Dedication seems to be a large part of the answer.

“When you’re sick, the doctor does not take care of you. The hospital does not take care of you. The nurse does,” Ms McKoy said.

Much of a nurse’s job satisfaction comes from hands-on patient care. The initial vision of a woman considering nursing as a career involves being bedside a suffering person soothing his fevered brow with a cool cloth, Ms McKoy said.

That’s the vision. The reality is that paperwork and similar duties bog nurses down away from the hands-on care aspects of their job as much as 50 per cent of the time they are on duty.

Area hospitals are taking steps to remedy this.

“At St. Vincent’s we have a new documentation system to put nurses back at the bedside. And we hire ancillary personnel to do more things so nurses can do what it si they are trained to do, what they want to do,” she said.

She described some other innovative St. Vincent’s is taking to encourage present nurses and recruit new ones:

              “We have 400 nursing positions on the staff, and right now I could hire 25 – a lot in specialized areas like OB, OR and oncology. We train but prefer experienced people who are sharp and motivated,” Ms McKoy said.

              Ms McKoy taavels to nurse conventions in other states where she sets up displays and tells prospective nurses about the advantages of working in Jacksonville—especially at her hospital.

              Does this work?

              “I get calls everyday from nurses wanting to relocate to Jacksonville,” she said.

              “There is a limited number of nurses and we all need them,” she said. “Eighty per cent of the nurse population works, the largest work force of any profession,”

              But a linear projection of current figures indicates that by the year 2000 there will be a nationwide deficit of a million bedside nurses.

              “I care very much about nursing and would like to see nurses take a more active role in being professionals. There are things that need to be changed than can only be done by nurses ourselves. Our opportunities are just starting,” Ms McKoy said.

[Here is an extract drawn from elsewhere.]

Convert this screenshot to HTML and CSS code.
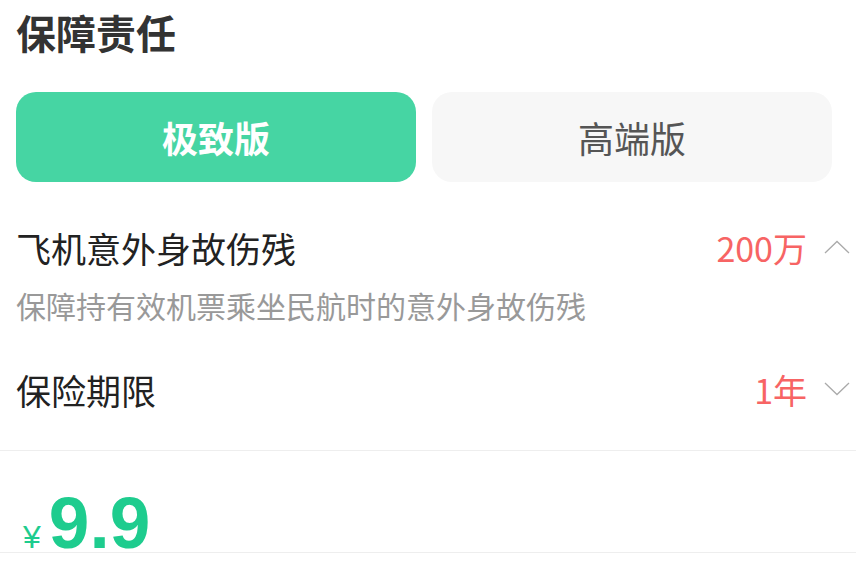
FILE: index.html
```html
<!DOCTYPE html>
<html lang="zh-CN">
<head>
    <meta charset="UTF-8">
    <meta name="viewport" content="width=device-width, initial-scale=1.0">
    <title>保障责任</title>
    <link rel="stylesheet" href="styles.css">
</head>
<body>
    <div class="page">
        <h2 class="section-title">保障责任</h2>

        <!-- plan tabs -->
        <div class="plan-tabs">
            <div class="plan-tab active">极致版</div>
            <div class="plan-tab">高端版</div>
        </div>

        <div class="item">
            <div class="item-row">
                <span class="item-name">飞机意外身故伤残</span>
                <span class="item-right">
                    <span class="item-value">200万</span>
                    <svg class="chevron" width="26" height="14" viewBox="0 0 26 14">
                        <polyline points="1,13 13,1.5 25,13" fill="none" stroke="#aaa" stroke-width="1.3"/>
                    </svg>
                </span>
            </div>
            <div class="item-desc">保障持有效机票乘坐民航时的意外身故伤残</div>
        </div>

        <div class="item last">
            <div class="item-row">
                <span class="item-name">保险期限</span>
                <span class="item-right">
                    <span class="item-value">1年</span>
                    <svg class="chevron" width="26" height="14" viewBox="0 0 26 14">
                        <polyline points="1,1 13,12.5 25,1" fill="none" stroke="#aaa" stroke-width="1.3"/>
                    </svg>
                </span>
            </div>
        </div>
    </div>

    <div class="price-bar">
        <span class="currency">¥</span>
        <span class="price">9.9</span>
    </div>
</body>
</html>
```

FILE: styles.css
```css
body {
    margin: 0;
    font-family: "Noto Sans CJK SC", "Liberation Sans", sans-serif;
    background: #fff;
    color: #333;
}
.page {
    padding: 0 6px 0 16px;
}
.section-title {
    margin: 0;
    font-size: 40px;
    line-height: 64px;
    font-weight: bold;
    color: #333;
}
.plan-tabs {
    display: flex;
    gap: 16px;
    margin-top: 28px;
    margin-right: 18px;
}
.plan-tab {
    flex: 1;
    height: 90px;
    line-height: 90px;
    border-radius: 20px;
    background: #f7f7f7;
    color: #555;
    font-size: 36px;
    text-align: center;
}
.plan-tab.active {
    background: #46d5a3;
    color: #fff;
    font-weight: bold;
}
.item {
    padding-top: 40px;
}
.item.last {
    padding-top: 39px;
    padding-bottom: 36px;
}
.item-row {
    display: flex;
    justify-content: space-between;
    align-items: center;
    height: 50px;
}
.item-name {
    font-size: 35px;
    color: #222;
}
.item-right {
    display: flex;
    align-items: center;
    gap: 17px;
}
.item-value {
    font-size: 34px;
    color: #f76464;
}
.item-desc {
    margin-top: 13px;
    font-size: 30px;
    line-height: 40px;
    color: #999;
}
.price-bar {
    display: flex;
    align-items: baseline;
    padding: 43px 16px 0 23px;
    height: 58px;
    border-top: 1px solid #eee;
    border-bottom: 1px solid #eee;
    color: #1ecc8e;
    font-family: "Liberation Sans", Arial, sans-serif;
}
.currency {
    font-size: 32px;
    line-height: 58px;
    margin-right: 8px;
}
.price {
    font-size: 73px;
    line-height: 58px;
    font-weight: bold;
}
```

              So many opportunities exist that in march St. Vincent’s initiated an associated staffing agency, Consolidated Staffing Services. Bruce A. Barber directs the agency which was set up by St. Vincent de Paul Stewardship Community Services, Inc.

              “Because of the shortage of nurses, there is a growing active business in temporary staffing,” Mr. Barber said. “Our primary responsibility is to work for St. Vincent’s, but in the last few weeks we do a lot of outside work for St. Catherine’s Nursing Home, seven other nursing homes and four other hospitals”.

              Because the patient census in each hospital varies, the demand for nurses varies also. Vacations, continuing education, and personal schedules call for replacement nurses.

              “Nurses are the workingest people I’ve ever met,” Barber said.

              Some work one full shift at one hospital but come to his agency to find work for a different shift at another hospital. Some who hold administrative positions hone their RN skills by working staff positions periodically.

              “A nurse can work when she wants,” Barber said. “She’ll call us and say she wants to work 3 to 11 Mondays, Wednesdays and Fridays, and we go to work to find her employment those days”.

              Barber has even drawn a traveling nurse from as far away as Puerto Rico to temporarily fill in a highly specialized slot in Jacksonville. The deal included a place for her to live for the three months she would be working in town.

              The work load for nurses in Jacksonville is tremendous. The opportunities are tremendous. The dedication called for is tremendous.

              Where today are you going to find a nurse willing to jump from a moving train to do her job?

              In Jacksonville, of course.

              Before Jo Ann Grover began work at Memorial, she cared for employees of Family Line Rail Systems – now CSX.

              To evaluate employee needs, she spent time in the rail yard doing what they did, including swing aboard moving trains.

              Why?

              “Well, you have to be called of God, or crazy to be a nurse,” she said.

This article appeared in the September, 1987, issue of Jacksonville Magazine.